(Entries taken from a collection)
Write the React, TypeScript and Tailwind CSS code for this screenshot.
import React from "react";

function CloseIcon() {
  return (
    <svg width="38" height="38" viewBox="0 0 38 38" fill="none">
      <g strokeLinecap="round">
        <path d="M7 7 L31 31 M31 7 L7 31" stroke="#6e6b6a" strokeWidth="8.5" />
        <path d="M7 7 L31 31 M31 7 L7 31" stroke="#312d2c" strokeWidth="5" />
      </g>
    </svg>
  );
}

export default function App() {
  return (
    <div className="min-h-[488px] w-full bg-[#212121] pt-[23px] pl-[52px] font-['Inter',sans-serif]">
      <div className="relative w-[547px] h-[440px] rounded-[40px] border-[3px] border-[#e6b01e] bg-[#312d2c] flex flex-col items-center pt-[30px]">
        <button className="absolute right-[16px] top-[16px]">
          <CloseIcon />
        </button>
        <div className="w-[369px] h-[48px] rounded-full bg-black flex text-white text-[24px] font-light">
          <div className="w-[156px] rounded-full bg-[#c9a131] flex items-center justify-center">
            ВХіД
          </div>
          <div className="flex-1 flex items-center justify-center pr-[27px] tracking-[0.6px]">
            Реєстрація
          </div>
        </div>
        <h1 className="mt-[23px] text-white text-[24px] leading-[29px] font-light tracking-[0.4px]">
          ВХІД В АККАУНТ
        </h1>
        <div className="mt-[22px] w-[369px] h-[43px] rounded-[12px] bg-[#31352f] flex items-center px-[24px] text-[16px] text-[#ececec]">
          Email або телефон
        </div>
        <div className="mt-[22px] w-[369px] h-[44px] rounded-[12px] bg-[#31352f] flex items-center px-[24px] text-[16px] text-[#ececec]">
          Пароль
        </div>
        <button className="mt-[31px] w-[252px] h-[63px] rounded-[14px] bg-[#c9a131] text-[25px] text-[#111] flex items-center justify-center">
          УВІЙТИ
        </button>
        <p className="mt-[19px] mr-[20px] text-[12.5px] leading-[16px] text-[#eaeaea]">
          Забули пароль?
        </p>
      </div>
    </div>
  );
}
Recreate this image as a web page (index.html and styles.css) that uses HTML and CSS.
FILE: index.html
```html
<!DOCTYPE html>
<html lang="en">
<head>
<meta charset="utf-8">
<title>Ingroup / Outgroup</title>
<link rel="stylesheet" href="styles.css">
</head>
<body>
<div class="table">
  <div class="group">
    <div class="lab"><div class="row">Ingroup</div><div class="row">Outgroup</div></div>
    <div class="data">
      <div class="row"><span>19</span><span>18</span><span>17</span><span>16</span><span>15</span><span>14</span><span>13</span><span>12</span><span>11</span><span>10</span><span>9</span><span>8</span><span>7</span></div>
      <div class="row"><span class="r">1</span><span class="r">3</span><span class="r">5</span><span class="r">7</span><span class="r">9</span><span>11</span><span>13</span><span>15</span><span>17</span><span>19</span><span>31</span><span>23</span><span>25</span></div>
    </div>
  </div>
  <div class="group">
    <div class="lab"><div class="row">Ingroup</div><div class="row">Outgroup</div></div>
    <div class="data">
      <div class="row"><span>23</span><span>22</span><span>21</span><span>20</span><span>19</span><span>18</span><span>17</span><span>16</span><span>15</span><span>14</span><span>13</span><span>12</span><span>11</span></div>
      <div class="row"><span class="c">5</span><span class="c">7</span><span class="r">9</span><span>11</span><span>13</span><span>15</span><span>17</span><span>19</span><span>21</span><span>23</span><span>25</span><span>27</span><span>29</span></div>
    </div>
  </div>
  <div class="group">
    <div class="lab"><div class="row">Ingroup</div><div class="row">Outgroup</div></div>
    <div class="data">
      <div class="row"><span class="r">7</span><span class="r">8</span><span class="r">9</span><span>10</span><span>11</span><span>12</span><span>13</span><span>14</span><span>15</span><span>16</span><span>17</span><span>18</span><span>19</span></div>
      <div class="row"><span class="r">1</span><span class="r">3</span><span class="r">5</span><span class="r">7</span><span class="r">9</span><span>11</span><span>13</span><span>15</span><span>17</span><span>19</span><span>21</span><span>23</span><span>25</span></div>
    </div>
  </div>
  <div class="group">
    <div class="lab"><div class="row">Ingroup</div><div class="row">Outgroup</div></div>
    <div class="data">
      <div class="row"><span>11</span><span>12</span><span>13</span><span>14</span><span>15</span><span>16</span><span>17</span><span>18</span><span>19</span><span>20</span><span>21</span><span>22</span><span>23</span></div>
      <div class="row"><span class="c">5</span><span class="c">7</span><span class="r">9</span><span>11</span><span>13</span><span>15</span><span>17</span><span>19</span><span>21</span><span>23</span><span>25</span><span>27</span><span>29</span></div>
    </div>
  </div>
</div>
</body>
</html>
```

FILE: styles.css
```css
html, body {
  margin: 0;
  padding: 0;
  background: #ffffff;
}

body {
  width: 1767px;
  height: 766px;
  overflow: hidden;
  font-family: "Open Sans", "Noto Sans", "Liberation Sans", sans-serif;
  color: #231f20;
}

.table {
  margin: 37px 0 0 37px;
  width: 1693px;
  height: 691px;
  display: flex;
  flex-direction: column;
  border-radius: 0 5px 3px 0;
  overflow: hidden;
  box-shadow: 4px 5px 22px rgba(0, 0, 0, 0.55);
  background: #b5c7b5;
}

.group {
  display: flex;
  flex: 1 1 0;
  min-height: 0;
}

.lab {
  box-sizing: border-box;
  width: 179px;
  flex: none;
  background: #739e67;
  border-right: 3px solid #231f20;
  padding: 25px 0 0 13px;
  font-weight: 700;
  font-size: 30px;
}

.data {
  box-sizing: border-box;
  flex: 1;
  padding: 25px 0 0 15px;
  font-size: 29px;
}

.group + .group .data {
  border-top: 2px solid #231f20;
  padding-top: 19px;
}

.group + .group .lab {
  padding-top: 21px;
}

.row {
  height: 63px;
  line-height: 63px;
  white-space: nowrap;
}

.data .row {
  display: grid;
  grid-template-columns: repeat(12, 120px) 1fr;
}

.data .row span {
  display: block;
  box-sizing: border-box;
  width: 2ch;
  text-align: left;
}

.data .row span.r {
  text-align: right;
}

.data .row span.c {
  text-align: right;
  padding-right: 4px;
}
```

— Problem details —
Give the number of lines that carry the word "index", with nothing added.

— Expected output —
2